Chevrolet Mi-ray Concept is a Sexy Hybrid Speedster
Ever since its launch in 1953, the Chevrolet Corvette has been a protected species of sorts within GM. Every other two-seat sports car project undertaken by other GM divisions has been either neutered (such as the Pontiac Fiero and Cadillac XLR) or kept out of production outright (most infamously John DeLorean’s beloved Pontiac Banshee) due to Chevy playing the political game, constantly working to ensure that its halo car was the corporation’s halo car, at least in terms of outright performance (Bowtie lifers no doubt prefer we’d all forget about the 1987 Buick GNX, which would thrash a Vette of the same vintage in a straight line.).
This is not to say, however, that Chevrolet hasn’t considered adding its own sporty models (other than the Camaro, of course) beneath the Corvette. In the early 1960s, Chevy toyed with the idea of a sports car based on the rear-engine Corvair compact, building concept cars like the 1962 Corvair Super Spyder (which was basically a restyled Corvair convertible) and the 1963 Monza SS and Monza GT (a fiberglass-bodied roadster and coupe, respectively, that inspired the styling of the ’68 Corvette). Now, Chevy is toying with a sub-Corvette two-seater once more, but the philosophy is very different.
It’s called the Mi-ray, but the name is not a nod to Stingray; rather, it’s the Korean word for “future,” which seems appropriate when you consider this concept car is making its world debut at the Seoul Motor Show. But the name and location of its premiere aren’t the Mi-ray’s biggest breaks with tradition; that’s found under the stylish silver skin.

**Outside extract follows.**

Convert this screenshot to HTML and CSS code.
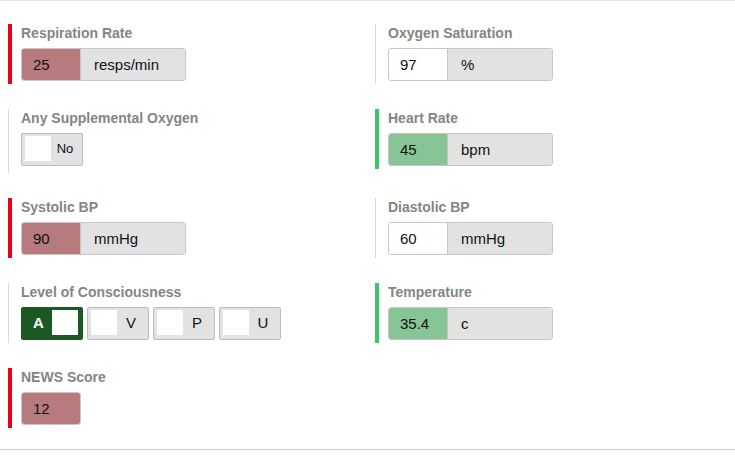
FILE: index.html
```html
<!DOCTYPE html>
<html>
<head>
<meta charset="utf-8">
<link rel="stylesheet" href="styles.css">
</head>
<body>
<div class="panel">
  <div class="grid">
    <div class="field alert">
      <div class="label">Respiration Rate</div>
      <div class="group"><span class="value bad">25</span><span class="unit">resps/min</span></div>
    </div>
    <div class="field">
      <div class="label">Oxygen Saturation</div>
      <div class="group"><span class="value">97</span><span class="unit">%</span></div>
    </div>

    <div class="field tall">
      <div class="label">Any Supplemental Oxygen</div>
      <div class="toggle"><span class="knob"></span><span class="toggle-text small">No</span></div>
    </div>
    <div class="field ok">
      <div class="label">Heart Rate</div>
      <div class="group"><span class="value good">45</span><span class="unit">bpm</span></div>
    </div>

    <div class="field alert">
      <div class="label">Systolic BP</div>
      <div class="group"><span class="value bad">90</span><span class="unit">mmHg</span></div>
    </div>
    <div class="field">
      <div class="label">Diastolic BP</div>
      <div class="group"><span class="value">60</span><span class="unit">mmHg</span></div>
    </div>

    <div class="field">
      <div class="label">Level of Consciousness</div>
      <div class="toggles">
        <div class="toggle on"><span class="knob"></span><span class="toggle-text">A</span></div>
        <div class="toggle"><span class="knob"></span><span class="toggle-text">V</span></div>
        <div class="toggle"><span class="knob"></span><span class="toggle-text">P</span></div>
        <div class="toggle"><span class="knob"></span><span class="toggle-text">U</span></div>
      </div>
    </div>
    <div class="field ok">
      <div class="label">Temperature</div>
      <div class="group"><span class="value good">35.4</span><span class="unit">c</span></div>
    </div>

    <div class="field alert">
      <div class="label">NEWS Score</div>
      <div class="group single"><span class="value bad">12</span></div>
    </div>
  </div>
</div>
</body>
</html>
```

FILE: styles.css
```css
html, body {
  margin: 0;
  padding: 0;
  background: #ffffff;
}

body {
  font-family: "Liberation Sans", Arial, Helvetica, sans-serif;
  color: #111111;
}

.panel {
  border-top: 1px solid #e4e4e4;
  border-bottom: 1px solid #cfcfcf;
  padding: 23px 8px 21px 8px;
}

.grid {
  display: grid;
  grid-template-columns: 367px 1fr;
  row-gap: 25px;
  align-items: start;
}

.field {
  box-sizing: border-box;
  height: 60px;
  border-left: 1px solid #d9d9d9;
  padding: 0 0 3px 12px;
}

.field.tall {
  height: 64px;
}

.field.alert {
  border-left: 4px solid #e8001c;
  padding-left: 9px;
}

.field.ok {
  border-left: 4px solid #3cc465;
  padding-left: 9px;
}

.label {
  font-size: 14px;
  line-height: 19px;
  font-weight: bold;
  color: #858585;
  margin-bottom: 5px;
  white-space: nowrap;
}

.group {
  box-sizing: border-box;
  display: flex;
  width: 165px;
  height: 33px;
  border: 1px solid #c6c6c6;
  border-radius: 3px;
  overflow: hidden;
  font-size: 15px;
  line-height: 31px;
}

.group.single {
  width: 60px;
}

.value {
  box-sizing: border-box;
  flex: 0 0 59px;
  padding-left: 11px;
  background: #ffffff;
  border-right: 1px solid #c6c6c6;
  color: #111111;
}

.group.single .value {
  flex: 1 1 auto;
  border-right: none;
}

.value.bad {
  background: #b77a7d;
}

.value.good {
  background: #87c496;
}

.unit {
  flex: 1 1 auto;
  padding-left: 13px;
  background: #e2e2e2;
  color: #111111;
}

.toggles {
  display: flex;
  gap: 4px;
}

.toggle {
  box-sizing: border-box;
  display: flex;
  align-items: flex-start;
  width: 62px;
  height: 33px;
  padding: 2px 3px;
  border: 1px solid #bdbdbd;
  border-radius: 2px;
  background: #e2e2e2;
}

.knob {
  flex: 0 0 26px;
  height: 25px;
  background: #ffffff;
}

.toggle-text {
  flex: 1 1 auto;
  text-align: center;
  font-size: 15px;
  line-height: 25px;
  color: #111111;
}

.toggle-text.small {
  font-size: 13px;
}

.toggle.on {
  flex-direction: row-reverse;
  background: #1c5922;
  border-color: #1c5922;
  padding-right: 4px;
}

.toggle.on .toggle-text {
  color: #ffffff;
  font-weight: bold;
}
```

A pair of 15-kilowatt electric motors power the front wheels, drawing juice from a 1.6 kWh lithium-ion battery pack. That powertrain is primarily used for initial acceleration and low-speed urban driving. For faster, more spirited motoring, there’s a turbocharged 1.5L inline-four sitting behind the passenger compartment and sending its power to the rear wheels through a dual-clutch transmission. As a result the Mi-ray is capable of running as a front-wheel-drive or rear-wheel-drive vehicle, though there’s no word on whether or not the drive wheels can be manually selected.
We do know, however, that many of the controls that are found inside the fighter-jet-inspired cockpit reside on the center touchscreen, while data like vehicle performance, driving range and fuel consumption (as well as the navigation system display) appear as readouts that are back projected onto the instrument panel, rather than using conventional dials or displays. The exterior is also suitably futuristic, with active aerodynamics that aid in cooling the electric half of the powertrain, ambient lighting along the carbon fiber body’s character line, and aluminum-carbon fiber composite wheels measuring 20” across in front, 21” in back.
Do we expect the Mi-ray to eventually show up at your local dealer with a Monroney sticker? No. But between the hybrid system with separate drivelines for each axle, the back projection “gauges” and other out-of-the-box ideas, it would be foolish to bet against at least some of its technology rolling off an assembly line in the coming years. In other words, a glimpse at the Mi-ray provides at least a partial glimpse at the Mi-ray.